Re: tl;dr penis envy and your fucked up confessions

(Anonymous) 2014-02-13 01:58 am (UTC)(link)
Seconding. And the poem you read isn't about you personally. It's a generalized picture of problematic issues. Just be aware of those things and try to work on them. You're probably an okay guy, you just have issues. Just like everybody else.

Re: tl;dr penis envy and your fucked up confessions

(Anonymous) 2014-02-13 02:16 am (UTC)(link)
Thanks also. But the poem was about me. sort of. it was about a joke I have laughed at and repeated in the past. I am really, really not an ok guy. I do a fine impression of one, but I know I'm not.

Re: tl;dr penis envy and your fucked up confessions

(Anonymous) 2014-02-13 02:12 am (UTC)(link)
Thank you.

Re: tl;dr penis envy and your fucked up confessions

(Anonymous) 2014-02-13 02:24 am (UTC)(link)
A lot of guys are trying to deal with our own gender identity and masculinity. It can be really hard. And the fact that it's so easy to blow off the actual pain of these problems as an "MRA screed" means that society has a lot to answer for in how we address these issues.

You're not alone, and remember: there's no excuse for bullying. If someone's bullying you in the name of social justice, it's no different than if they were doing it in the name of their high school football team. They're still just a bully and you don't have to pretend otherwise. I know you didn't mention being picked on by people but... let's just say I have a hunch it's happened.

Re: tl;dr penis envy and your fucked up confessions

(Anonymous) 2014-02-13 04:16 am (UTC)(link)
Well, I think it takes a lot of courage to aknowledge how you feel in a public forum like this one, and for that I feel grateful. And I also think that, while you're feeling angry now, you still have the awareness to actually think why you're feeling they way you do.

That's the first step in the right path, I think. Trying to put yourself in the place of women is something not any guy does (especially if it hurts); most of the guys I know just feel angry and lash out, but without questioning why they even feel that way, and why that's problematic.

Your post was a very enlightening point of view of what are expected of men (both positive and negative) in our society, so I want to thank you for that.
lynx: (Default)

Re: tl;dr penis envy and your fucked up confessions

[personal profile] lynx 2014-02-13 04:18 am (UTC)(link)
Calm down, dude. The first thing is: It's good you're becoming aware of these things, it may sound cliché, but it is really the fist step to do your own gender justice.

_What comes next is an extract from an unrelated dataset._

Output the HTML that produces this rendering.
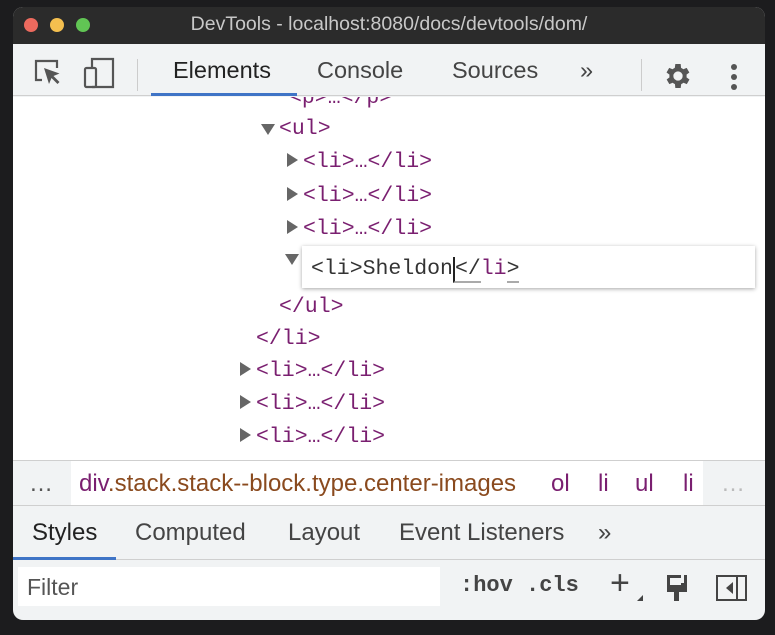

There's no such thing as a perfect person. We all work on getting better, I've been calling myself a feminist for almost a decade, but I still shudder at some of the stuff I used to say some years ago. So breathe, ok?

Good men do exist, and feminist men also exist. There are a lot of things men also have to go through and fight against; but the gist of it is: The patriarchy is everyone's enemy - yes you benefit from it and will continue to do so, and yes it also fucked you up big time but at least you know what happened.

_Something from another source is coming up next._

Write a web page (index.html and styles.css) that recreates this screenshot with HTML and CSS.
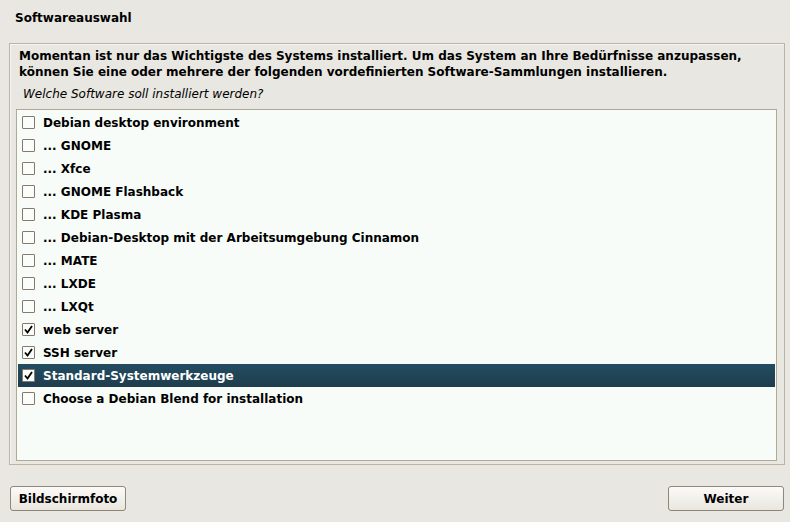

Caring about the particular wronging it did to you and your male peers is kind of natural and doesn't make you a MRA, mmkay? MRA is the dude that ONLY cares about that, and on top thinks it's the feminists fault and goes around crying misandry. Just stay open to these topics, don't try to steal the spotlight in women's feminist/safe spaces, and give yourself time.

Re: tl;dr penis envy and your fucked up confessions

(Anonymous) 2014-02-13 05:01 am (UTC)(link)
"Caring about the particular wronging it did to you and your male peers is kind of natural and doesn't make you a MRA, mmkay? MRA is the dude that ONLY cares about that, and on top thinks it's the feminists fault and goes around crying misandry."

Bam, nailed it. I may steal that definition, because it's dead fucking on.
lynx: (Default)

Re: tl;dr penis envy and your fucked up confessions

[personal profile] lynx 2014-02-13 05:02 am (UTC)(link)
I'm glad it was useful to you, nonny! :D Steal away, no prob.